Copyright 1992 Reed Business Information, Inc.

Review
Paterson (complete Revised 1992)
-- Table of Poems from Poem Finder®


Customer Reviews

One of my favorite books of any kind.5
Paterson is a book-length poem that tells you everything you need to know about America. If it appears complex and impenetrable then you need to put the thing down for a day or two, and then try again, because this is really a joy, there's nothing impenetrable about it! Read it when you really have some time to think and skip the commentary (by this I mean read it first without consulting literary criticism, I do not mean that you should ignore any part of the work itself). This poet will teach you that literary forms are just tools and that what really matters is whether the writer has insight and is able to communicate it in the necessary way. This book is worth your precious time.

Probably not worth the effort3
Even for a fan of WCW like myself, this is a tough one to read. Williams is still Williams, but not the Williams of the brevity of "This is just to say". Only die-hard fans should probably attempt this rambling modern epic. Excerpts of the good stuff are readily available, and I recommend them to fans of THE SELECTED POEMS. The closest thing I can compare PATERSON to, in terms of structure and method, is Ezra Pound's CANTOS: a collage of words, formidably difficult to understand, and also unfinished.

Many reviewers here objected to the prose passages, which contain letters or stories of historical interest about Paterson and its environs. I found the prose the most interesting part-- probably because it was in plain English. The notes in the back of this latest edition are invaluable in making sense of the sources of the prose and other references.

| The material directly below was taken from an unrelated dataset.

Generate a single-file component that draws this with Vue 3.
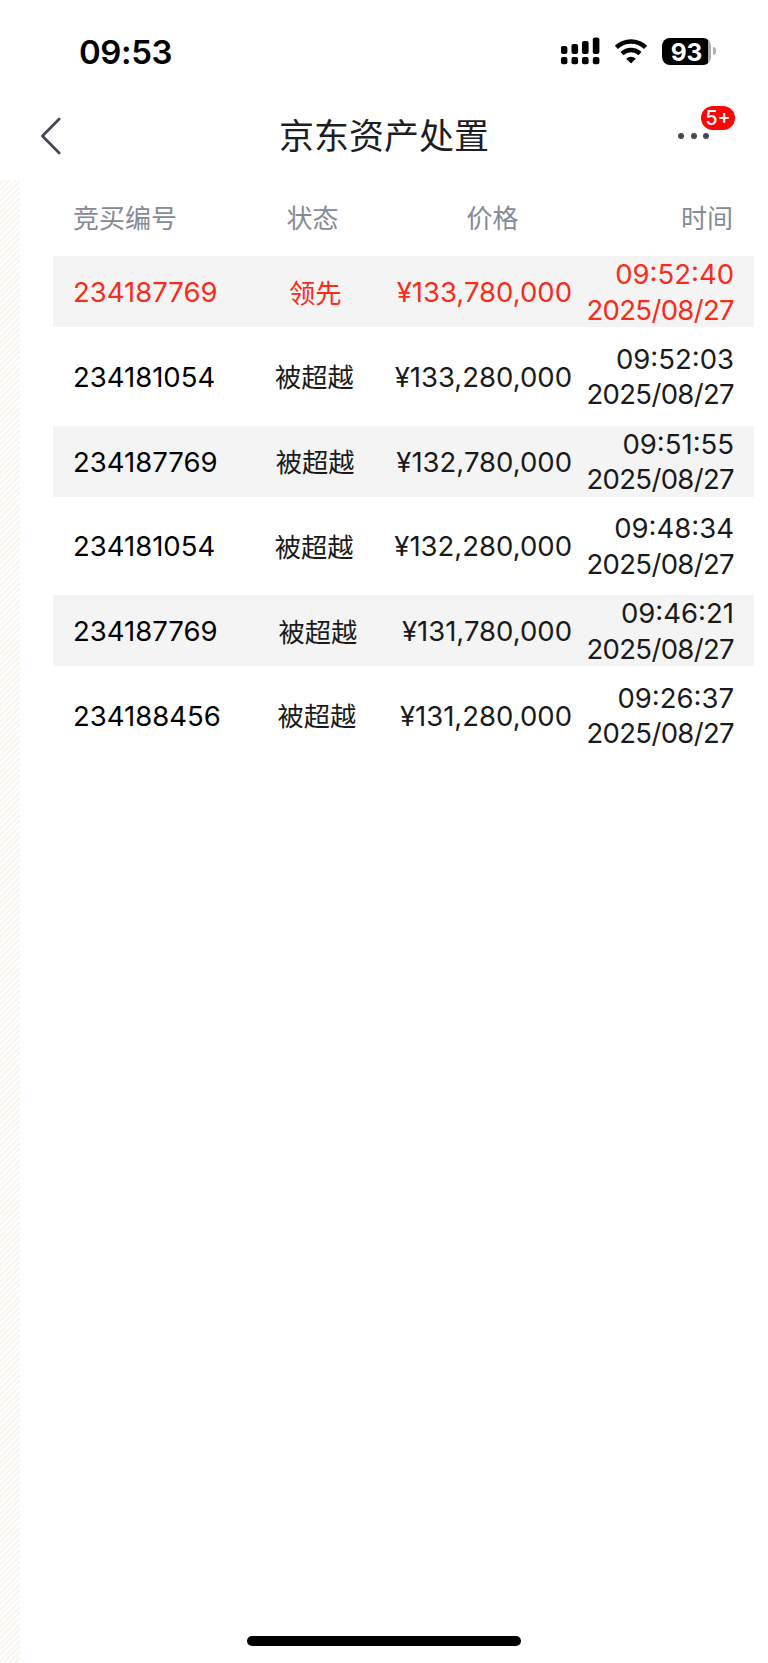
<script setup>
import { ref } from 'vue';

const title = ref('京东资产处置')
const columns = ['竞买编号', '状态', '价格', '时间']

const bids = ref([
    { id: '234187769', status: '领先', price: '¥133,780,000', time: '09:52:40', date: '2025/08/27', leading: true },
    { id: '234181054', status: '被超越', price: '¥133,280,000', time: '09:52:03', date: '2025/08/27' },
    { id: '234187769', status: '被超越', price: '¥132,780,000', time: '09:51:55', date: '2025/08/27' },
    { id: '234181054', status: '被超越', price: '¥132,280,000', time: '09:48:34', date: '2025/08/27' },
    { id: '234187769', status: '被超越', price: '¥131,780,000', time: '09:46:21', date: '2025/08/27' },
    { id: '234188456', status: '被超越', price: '¥131,280,000', time: '09:26:37', date: '2025/08/27' },
])
</script>

<template>
    <div class="screen">
        <div class="status-bar">
            <span class="clock">09:53</span>
            <div class="indicators">
                <svg class="signal" width="39" height="28" viewBox="0 0 39 28">
                    <rect x="0" y="9" width="6.4" height="8" rx="2" />
                    <rect x="10.5" y="7" width="6.6" height="10" rx="2" />
                    <rect x="21" y="4" width="6.6" height="13" rx="2" />
                    <rect x="31.8" y="0.5" width="6.6" height="16.5" rx="2" />
                    <rect x="0" y="20" width="6.4" height="7.2" rx="2" />
                    <rect x="10.5" y="20" width="6.6" height="7.2" rx="2" />
                    <rect x="21" y="20" width="6.6" height="7.2" rx="2" />
                    <rect x="31.8" y="20" width="6.6" height="7.2" rx="2" />
                </svg>
                <svg class="wifi" width="34" height="25" viewBox="0 0 34 25">
                    <path d="M2.4 8.4a21 21 0 0 1 29.2 0" fill="none" stroke="#000" stroke-width="4.6" />
                    <path d="M8 14.6a13 13 0 0 1 18 0" fill="none" stroke="#000" stroke-width="4.4" />
                    <path d="M17 24.6l-4.8-4.9a7 7 0 0 1 9.6 0z" />
                </svg>
                <div class="battery">
                    <div class="battery-body">93</div>
                    <div class="battery-cap"></div>
                </div>
            </div>
        </div>

        <header class="nav">
            <svg class="back" width="22" height="38" viewBox="0 0 22 38">
                <path d="M19.2 2L2.4 19l16.8 17" fill="none" stroke="#454854" stroke-width="2.8"
                    stroke-linecap="round" stroke-linejoin="round" />
            </svg>
            <h1>{{ title }}</h1>
            <div class="more">
                <i></i><i></i><i></i>
                <span class="badge">5+</span>
            </div>
        </header>

        <main class="content">
            <div class="stripe"></div>
            <div class="records">
                <div class="head">
                    <span v-for="name in columns" :key="name">{{ name }}</span>
                </div>
                <div v-for="(bid, i) in bids" :key="i" :class="{ row: true, leading: bid.leading }">
                    <span class="id">{{ bid.id }}</span>
                    <span class="status">{{ bid.status }}</span>
                    <span class="price">{{ bid.price }}</span>
                    <div class="when">
                        <span>{{ bid.time }}</span>
                        <span class="date">{{ bid.date }}</span>
                    </div>
                </div>
            </div>
        </main>

        <div class="home-indicator"></div>
    </div>
</template>

<style>
body {
    margin: 0;
    background: #fff;
}
</style>

<style scoped>
.screen {
    width: 768px;
    height: 1663px;
    background: #fff;
    position: relative;
    overflow: hidden;
    display: flex;
    flex-direction: column;
    font-family: Inter, "Noto Sans CJK SC", sans-serif;
}

.status-bar {
    box-sizing: border-box;
    height: 102px;
    padding: 0 52px 0 79px;
    display: flex;
    justify-content: space-between;
    align-items: center;
}

.clock {
    padding-top: 2px;
    font-size: 33px;
    font-weight: 600;
    line-height: 40px;
    letter-spacing: -0.4px;
}

.indicators {
    display: flex;
    align-items: center;
}

.wifi {
    margin-left: 14px;
}

.battery {
    margin-left: 14px;
    display: flex;
    align-items: center;
}

.battery-body {
    width: 49px;
    height: 27px;
    border-radius: 8px;
    background: linear-gradient(90deg, #000 46px, #aaa 46px);
    color: #fff;
    font-size: 24.5px;
    font-weight: 700;
    line-height: 28px;
    text-align: center;
}

.battery-cap {
    width: 3px;
    height: 8px;
    margin-left: 2px;
    border-radius: 0 4px 4px 0;
    background: #b0b0b0;
}

.nav {
    box-sizing: border-box;
    height: 78px;
    padding: 0 59px 10px 40px;
    display: grid;
    grid-template-columns: 50px 1fr 31px;
    align-items: center;
}

h1 {
    margin: 0;
    font-size: 35px;
    font-weight: 400;
    line-height: 50px;
    text-align: center;
    color: #1d1e24;
}

.more {
    position: relative;
    display: flex;
    gap: 6.5px;
}

.more i {
    width: 6px;
    height: 6px;
    border-radius: 50%;
    background: #454854;
}

.badge {
    position: absolute;
    left: 23px;
    top: -27px;
    width: 34px;
    height: 24px;
    border-radius: 12px;
    background: #ff0505;
    color: #fff;
    font-size: 20px;
    font-weight: 500;
    line-height: 25px;
    text-align: center;
}

.content {
    flex: 1;
    display: flex;
}

.stripe {
    width: 20px;
    background: repeating-linear-gradient(135deg, #fffefd 0 2px, #f9f6f2 2px 4px);
}

.records {
    width: 701px;
    margin-left: 33px;
}

.head {
    box-sizing: border-box;
    height: 76.3px;
    padding: 0 21px 3px 20px;
    display: grid;
    grid-template-columns: 158px 163px 197px 1fr;
    align-items: center;
    text-align: center;
    font-size: 26px;
    color: #868a96;
}

.head span:first-child {
    text-align: left;
}

.head span:last-child {
    text-align: right;
}

.row {
    height: 71px;
    margin-bottom: 13.7px;
    padding: 0 20px;
    display: grid;
    grid-template-columns: 161px 1fr auto 162px;
    align-items: center;
    font-size: 27.5px;
    color: #1a1a1a;
}

.row:nth-child(even) {
    background: #f4f4f4;
}

.id {
    color: #000;
}

.status {
    padding-bottom: 2px;
    font-size: 26.3px;
    text-align: center;
}

.when {
    padding-top: 1px;
    display: flex;
    flex-direction: column;
    text-align: right;
    line-height: 35.5px;
}

.date {
    letter-spacing: -0.65px;
}

.row.leading,
.leading .id {
    color: #fa2c19;
}

.home-indicator {
    position: absolute;
    left: 247px;
    bottom: 17px;
    width: 274px;
    height: 10px;
    border-radius: 5px;
    background: #000;
}
</style>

I've re-read PATERSON and also read some scholarly books on it since I last reviewed it and I still haven't changed my opinion. Late Williams is just too avant-garde for my tastes, dabbling as he did in "field theory" with Charles Olson and the 'tri-verse stanza' -- informal formal verse. The structure of PATERSON is not narrative, no matter how much Williams said otherwise.

Williams says that Paterson is both "a city and a man." Paterson is just a book, one with some good parts and some intentionally baffling parts. I'm sorry to report that I did not enjoy it as much as I had hoped.

Just Read It.5
I had forgotten until I finished reading this poem this morning (on a train rolling through Newark, New Jersey) just how great an achievement this is.

If you haven't read it. Do it now. If you only read it when you were young, then read it as an adult. You'll be amazed at what you missed. I was.